The current players also realize the impact their program made on modern women’s college basketball – years before they were even born.

“We’re so grateful for the way women’s basketball has made the turn for the better in our generation,” Welz said.  “We have so many opportunities.  When you want to complain, you definitely can look back and say if they could do it with their conditions then we shouldn’t even complain.  It is definitely an eye-opener and I’m grateful to play with such a tradition-rich program.”

“It’s really cool to be known for something that happened a long time ago,” Brown said.  “Every time I have on something that says Immaculata Basketball, people ask when the movie is coming out or ask about Cathy Rush.  It’s neat to be a part of something that changed everything.”

The release of the movie in the coming weeks will spread those important history lessons to the younger generations as well as attract more attention for the school.

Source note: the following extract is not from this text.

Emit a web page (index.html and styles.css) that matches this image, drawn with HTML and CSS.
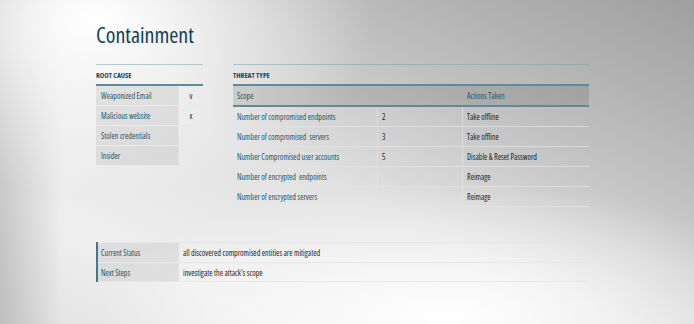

“I think it creates a bigger fan base,” Brown said.  “I don’t know if everyone knew the steps they took to win the national championships.  The movie gave a better perspective of everything they went through.”

Although Rush’s stomach flipped a little the first time she saw actress Carla Gugino portraying her in a clip of the movie, she and the original Mighty Macs are looking forward to sharing the feel-good story.

“It’s surreal, it’s exciting, it’s disconcerting …,” Rush said.  “The more I see it, the more I like it.  I’ve been in a lot of screenings where they’ve shown it to coaches and different groups.  Their reactions have been fabulous.  There are a couple great lines, and the audience is laughing so hard that they miss the next great line.  It’s been so positive.  I’m so excited for [executive producer] Tim Chambers who put it together and Immaculata to be recognized and for all the things they’ve done.”

“People see it and then relate it to themselves and what it means to them,” Grentz said.  “Everyone takes different things from it.  I think it’s a timeless film that will long live after all of us.”